> [Task]: Go through the listing and set it down exactly, leaving out its pictures.

=====

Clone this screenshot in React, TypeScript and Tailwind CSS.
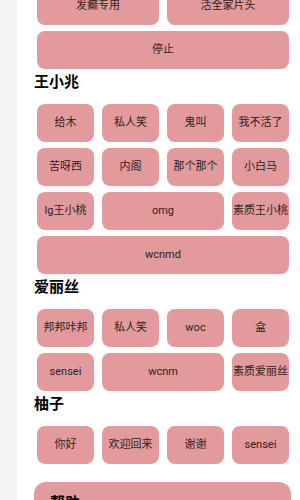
const font = { fontFamily: 'Roboto, "Noto Sans CJK SC", sans-serif' };

type Btn = { label: string; span?: number };

function Grid({ items }: { items: Btn[] }) {
  return (
    <div className="grid grid-cols-4 gap-x-[8px] gap-y-[6px] pl-[3px] pr-[2px]">
      {items.map((b, i) => (
        <button
          key={i}
          className={
            "h-[38px] rounded-lg bg-[#e39a9c] text-[11px] text-[#2e2222] whitespace-nowrap flex items-center justify-center " +
            (b.span === 4 ? "col-span-4" : b.span === 2 ? "col-span-2" : "")
          }
        >
          {b.label}
        </button>
      ))}
    </div>
  );
}

function Heading({ children }: { children: React.ReactNode }) {
  return <h3 className="mt-[3px] mb-[12px] h-[20px] leading-[20px] text-[15px] font-bold text-black">{children}</h3>;
}

export default function App() {
  return (
    <div className="flex w-[300px] h-[500px] overflow-hidden bg-white" style={font}>
      <div className="w-[17px] shrink-0 bg-[#f3f3f3]" />
      <div className="flex-1 pl-[17px] pr-[9px] mt-[-13px]">
        <Grid
          items={[
            { label: "发癫专用", span: 2 },
            { label: "活全家片头", span: 2 },
            { label: "停止", span: 4 },
          ]}
        />
        <Heading>王小兆</Heading>
        <Grid
          items={[
            { label: "给木" },
            { label: "私人笑" },
            { label: "鬼叫" },
            { label: "我不活了" },
            { label: "苦呀西" },
            { label: "内阁" },
            { label: "那个那个" },
            { label: "小白马" },
            { label: "lg王小桃" },
            { label: "omg", span: 2 },
            { label: "素质王小桃" },
            { label: "wcnmd", span: 4 },
          ]}
        />
        <Heading>爱丽丝</Heading>
        <Grid
          items={[
            { label: "邦邦咔邦" },
            { label: "私人笑" },
            { label: "woc" },
            { label: "盒" },
            { label: "sensei" },
            { label: "wcnm", span: 2 },
            { label: "素质爱丽丝" },
          ]}
        />
        <Heading>柚子</Heading>
        <Grid
          items={[
            { label: "你好" },
            { label: "欢迎回来" },
            { label: "谢谢" },
            { label: "sensei" },
          ]}
        />
        <div className="mt-[18px] rounded-xl bg-[#e39a9c] px-4 pt-[10px] pb-6">
          <div className="text-[15px] font-bold text-black">帮助</div>
        </div>
      </div>
    </div>
  );
}
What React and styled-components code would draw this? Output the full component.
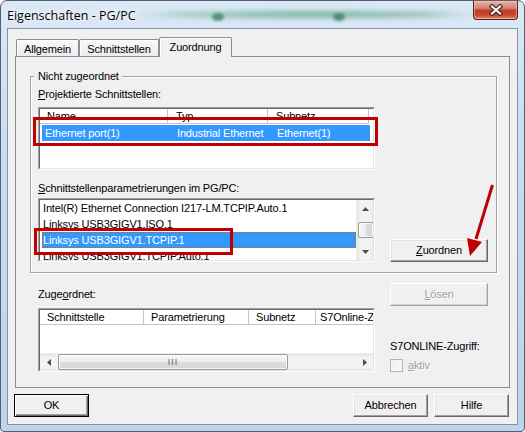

=====

> [Task response]:
Clone this screenshot in React, TypeScript and Tailwind CSS.
const font = { fontFamily: 'Roboto, "Noto Sans CJK SC", sans-serif' };

type Btn = { label: string; span?: number };

function Grid({ items }: { items: Btn[] }) {
  return (
    <div className="grid grid-cols-4 gap-x-[8px] gap-y-[6px] pl-[3px] pr-[2px]">
      {items.map((b, i) => (
        <button
          key={i}
          className={
            "h-[38px] rounded-lg bg-[#e39a9c] text-[11px] text-[#2e2222] whitespace-nowrap flex items-center justify-center " +
            (b.span === 4 ? "col-span-4" : b.span === 2 ? "col-span-2" : "")
          }
        >
          {b.label}
        </button>
      ))}
    </div>
  );
}

function Heading({ children }: { children: React.ReactNode }) {
  return <h3 className="mt-[3px] mb-[12px] h-[20px] leading-[20px] text-[15px] font-bold text-black">{children}</h3>;
}

export default function App() {
  return (
    <div className="flex w-[300px] h-[500px] overflow-hidden bg-white" style={font}>
      <div className="w-[17px] shrink-0 bg-[#f3f3f3]" />
      <div className="flex-1 pl-[17px] pr-[9px] mt-[-13px]">
        <Grid
          items={[
            { label: "发癫专用", span: 2 },
            { label: "活全家片头", span: 2 },
            { label: "停止", span: 4 },
          ]}
        />
        <Heading>王小兆</Heading>
        <Grid
          items={[
            { label: "给木" },
            { label: "私人笑" },
            { label: "鬼叫" },
            { label: "我不活了" },
            { label: "苦呀西" },
            { label: "内阁" },
            { label: "那个那个" },
            { label: "小白马" },
            { label: "lg王小桃" },
            { label: "omg", span: 2 },
            { label: "素质王小桃" },
            { label: "wcnmd", span: 4 },
          ]}
        />
        <Heading>爱丽丝</Heading>
        <Grid
          items={[
            { label: "邦邦咔邦" },
            { label: "私人笑" },
            { label: "woc" },
            { label: "盒" },
            { label: "sensei" },
            { label: "wcnm", span: 2 },
            { label: "素质爱丽丝" },
          ]}
        />
        <Heading>柚子</Heading>
        <Grid
          items={[
            { label: "你好" },
            { label: "欢迎回来" },
            { label: "谢谢" },
            { label: "sensei" },
          ]}
        />
        <div className="mt-[18px] rounded-xl bg-[#e39a9c] px-4 pt-[10px] pb-6">
          <div className="text-[15px] font-bold text-black">帮助</div>
        </div>
      </div>
    </div>
  );
}
What React and styled-components code would draw this? Output the full component.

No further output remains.